Depleting miR-138 and glioblastoma: Singaporean researchers in collaboration with Austrian researchers have shown that using antimiR-138 on mouse models could halt the progression of glioblastoma tumours and reduce the likelihood of a relapse.
Childhood cancer: On 31 August the US President Barack Obama proclaimed September 2012 as National Childhood Cancer Awareness Month.
US Home Depot and brain tumour employee: A Home Depot store in Maryland has lost a $100,000 lawsuit after the store fired a longtime cashier while she was on unpaid leave to have a brain tumor removed.
AZD7451: US researchers will be initiating a Phase 1 trial of AZD7451, which is a Tropomyosin-Receptor Kinase (TRK) Inhibitor. They will be studying the effect of the drug on the invasiveness of glioblastoma in patients who have not responded to standard postoperative therapy or whose tumour has progressed.

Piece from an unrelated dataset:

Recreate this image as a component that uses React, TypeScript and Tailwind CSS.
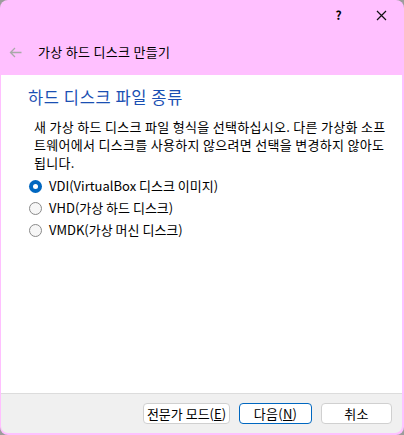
import React, { useState } from "react";

const font = { fontFamily: '"Noto Sans CJK KR", "Noto Sans", sans-serif' };

const formats = [
  { id: "vdi", label: "VDI(VirtualBox 디스크 이미지)" },
  { id: "vhd", label: "VHD(가상 하드 디스크)" },
  { id: "vmdk", label: "VMDK(가상 머신 디스크)" },
];

const Radio = ({ checked }: { checked: boolean }) =>
  checked ? (
    <span className="flex h-[13px] w-[13px] shrink-0 items-center justify-center rounded-full bg-[#0067c0]">
      <span className="h-[5px] w-[5px] rounded-full bg-white" />
    </span>
  ) : (
    <span className="h-[13px] w-[13px] shrink-0 rounded-full border border-[#8a8a8a] bg-[#f6f6f6]" />
  );

const App = () => {
  const [format, setFormat] = useState("vdi");

  return (
    <div className="h-[435px] w-[404px] bg-[#9c9c9c]" style={font}>
      <div className="flex h-full flex-col overflow-hidden rounded-[8px] bg-[#ffc0ff] text-[13px] tracking-[0.3px] text-black">
        {/* Title bar */}
        <div className="flex h-[30px] items-center justify-end pr-[17px]">
          <span className="mr-[34px] text-[12px] font-bold">?</span>
          <svg width="11" height="11" viewBox="0 0 11 11">
            <path d="M1 1L10 10M10 1L1 10" stroke="#111" strokeWidth="1.2" />
          </svg>
        </div>

        {/* Wizard header */}
        <div className="flex h-[45px] items-center pb-[1px] pl-[9px]">
          <svg width="13" height="11" viewBox="0 0 13 11" className="mr-[16px]">
            <path d="M6 1L1.5 5.5L6 10M1.5 5.5H12.5" stroke="#a9a9a9" strokeWidth="1.3" fill="none" />
          </svg>
          <span>가상 하드 디스크 만들기</span>
        </div>

        {/* Page body */}
        <div className="ml-px mr-[2px] flex-1 bg-white pl-[27px] pr-[16px] pt-[10px]">
          <h1 className="text-[16.5px] leading-[24px] tracking-[0.6px] text-[#1a4fb3]">하드 디스크 파일 종류</h1>
          <p className="mt-[9px] pl-[6px] leading-[18px]">
            새 가상 하드 디스크 파일 형식을 선택하십시오. 다른 가상화 소프트웨어에서 디스크를 사용하지 않으려면 선택을 변경하지 않아도 됩니다.
          </p>
          <div className="mt-[5px] flex flex-col gap-[4px] pl-[1px] tracking-normal">
            {formats.map((f) => (
              <label
                key={f.id}
                className="flex h-[18px] cursor-default items-center gap-[7px]"
                onClick={() => setFormat(f.id)}
              >
                <Radio checked={format === f.id} />
                <span>{f.label}</span>
              </label>
            ))}
          </div>
        </div>

        {/* Buttons */}
        <div className="mb-[2px] ml-px mr-[2px] flex h-[40px] items-center justify-end gap-[9px] rounded-b-[7px] border-t border-[#dcdcdc] bg-[#f0f0f0] pb-[1px] pr-[10px]">
          <button className="h-[21px] w-[87px] rounded-[4px] border border-[#d0d0d0] bg-white text-[13px] tracking-normal">
            전문가 모드(<span className="underline">E</span>)
          </button>
          <button className="h-[21px] w-[73px] rounded-[4px] border border-[#0067c0] bg-white text-[13px]">
            다음(<span className="underline">N</span>)
          </button>
          <button className="h-[21px] w-[71px] rounded-[4px] border border-[#d0d0d0] bg-white text-[13px]">
            취소
          </button>
        </div>
      </div>
    </div>
  );
};

export default App;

PNET and Folic Acid fortification: A study of childhood cancer incidence trends in association with the US FDA's mandated fortification of foods with folic acid has indicated a possible connection between reduced primitive neuroectodermal tumor (PNET) rates and a 1992 recommendation that women of childbearing age consume 400 micrograms of folic acid daily. See also here.
Northwest Biotherapeutics: Northwest Biotherapeutics has obtained approval from the UK Medicines and Healthcare Products Regulatory Agency (MHRA) for its Phase III clinical trial of DCVax-L immune therapy to proceed in the UK.

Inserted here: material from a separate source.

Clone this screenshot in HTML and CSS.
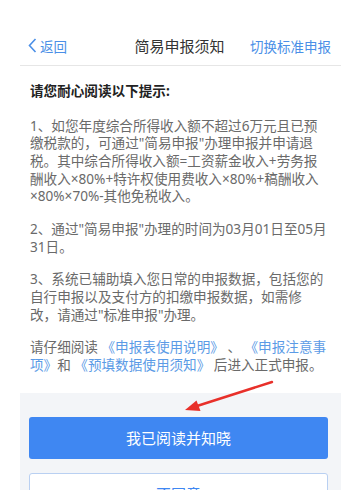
FILE: index.html
```html
<!DOCTYPE html>
<html lang="zh-CN">
<head>
  <meta charset="UTF-8">
  <meta name="viewport" content="width=device-width, initial-scale=1.0">
  <title>简易申报须知</title>
  <link rel="stylesheet" href="styles.css">
</head>
<body>
  <div class="page">
    <header class="topbar">
      <a class="back">
        <svg class="chevron" width="9" height="15" viewBox="0 0 9 15"><polyline points="7.5,1 1.5,7.5 7.5,14" fill="none" stroke="#4a8fe7" stroke-width="1.6"/></svg>返回
      </a>
      <h1 class="title">简易申报须知</h1>
      <a class="switch">切换标准申报</a>
    </header>

    <main class="notice">
      <h2>请您耐心阅读以下提示:</h2>
      <p>1、如您年度综合所得收入额不超过6万元且已预缴税款的，可通过"简易申报"办理申报并申请退税。其中综合所得收入额=工资薪金收入+劳务报酬收入×80%+特许权使用费收入×80%+稿酬收入×80%×70%-其他免税收入。</p>
      <p>2、通过"简易申报"办理的时间为03月01日至05月31日。</p>
      <p>3、系统已辅助填入您日常的申报数据，包括您的自行申报以及支付方的扣缴申报数据，如需修改，请通过"标准申报"办理。</p>
      <p>请仔细阅读 <a class="link">《申报表使用说明》</a> 、 <a class="link">《申报注意事项》</a>和 <a class="link">《预填数据使用须知》</a> 后进入正式申报。</p>
    </main>

    <footer class="actions">
      <button class="btn btn-primary">我已阅读并知晓</button>
      <button class="btn btn-ghost">不同意</button>
    </footer>

    <!-- red annotation arrow -->
    <svg class="arrow" width="95" height="36" viewBox="0 0 95 36">
      <line x1="89" y1="4" x2="14" y2="28" stroke="#e8302a" stroke-width="2.4" stroke-linecap="round"/>
      <polygon points="2,32 17.5,33 13.5,22.5" fill="#e8302a"/>
    </svg>
  </div>
</body>
</html>
```

FILE: styles.css
```css
html, body {
  margin: 0;
  padding: 0;
  background-color: #fff;
  overflow: hidden;
}

body {
  font-family: "Noto Sans", "Noto Sans CJK SC", sans-serif;
  color: #6a6a6a;
}

.page {
  position: relative;
  margin-left: 20px;
}

.topbar {
  display: grid;
  grid-template-columns: 1fr auto 1fr;
  align-items: center;
  padding: 35px 10px 10px 8px;
  height: 20px;
  border-bottom: 1px solid #e6e6e6;
}

.back {
  display: flex;
  align-items: center;
  color: #4a8fe7;
  font-size: 13.5px;
}

.chevron {
  margin-right: 3px;
}

.title {
  margin: 0;
  font-size: 15px;
  font-weight: normal;
  color: #333;
}

.switch {
  justify-self: end;
  color: #4a8fe7;
  font-size: 13.5px;
}

.notice {
  padding: 16px 12px 19px 10px;
  font-size: 13.6px;
  line-height: 1.3;
}

.notice h2 {
  margin: 0 0 17px;
  font-size: 13.6px;
  font-weight: bold;
  color: #222;
}

.notice p {
  margin: 0 0 15px;
}

.notice p:last-child {
  margin-bottom: 0;
}

.link {
  color: #5b9be6;
}

.actions {
  background-color: #f3f5f8;
  padding: 24px 13px 20px 9px;
  display: flex;
  flex-direction: column;
  gap: 14px;
}

.btn {
  height: 42px;
  border-radius: 3px;
  font-family: inherit;
  font-size: 15px;
}

.btn-primary {
  background-color: #3f87f2;
  border: none;
  color: #fff;
}

.btn-ghost {
  background-color: #fff;
  border: 1px solid #b9d0f2;
  color: #3f87f2;
}

.arrow {
  position: absolute;
  left: 163px;
  top: 378px;
}
```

BiCNU (Carmustine) and BMS: Bristol-Myers Squibb is recalling 31,000 units of BiCNU, an injectable version of the drug carmustine, after discovering one vial was overfilled. The recall affects products sold in the US, Canada, Europe, Latin America and Asia-Pacific. Carmustine is used to treat brain tumours.
Afinitor Disperz: The U.S. Food and Drug Administration has approved the Novartis therapy Afinitor Disperz (everolimus tablets for oral suspension), a new pediatric dosage form of the anti-cancer drug Afinitor (everolimus) used to treat a rare brain tumor called subependymal giant cell astrocytoma (SEGA). Afinitor Disperz is the first approved pediatric-specific dosage form developed for the treatment of a pediatric tumor.
Hong Kong: A Hong Kong charity, St James Settlement, will provide subsidies of up to HK$56,000 each to 25 patients who have a glioblastoma brain tumour and cannot access temozolomide through the Hospital Authority.
Deadline: The deadline for the lowest registration rates for the Society for Neuro-Oncology Conference in Washington in November is 15 October.
Crowdfunding: Crowdfunding is a way of utilising digital connections to raise funds for various projects, usually of an entrepreneurial nature. While we are unlikely to see it used to raise funds for drug discovery a group of US-based video game designers are using the method to try and cover the anticipated treatment costs for an uninsured colleague who has a glioblastoma brain tumour.
European readers only: In the July 2012 issue of the IBTA e-news, we mentioned the Rare Cancers Europe (RCE) survey about access to rare cancer care in Europe. The deadline for completing the survey has now been extended to 31 October 2012. We would be grateful if readers of the IBTA e-news living in the EU 27 countries could complete this survey which is being conducted with the assistance of the Swedish Institute for Health Economics. Here is the link to the survey: https://sv.surveymonkey.com/s/rarecancers
Correction: It has been pointed out to us that the large (71,793 person) Patient Experience Survey, reported in the August issue of the IBTA E-News, which showed poor results for brain tumour patients, encompassed the views of patients only in the UK and not Scottish or Welsh patients.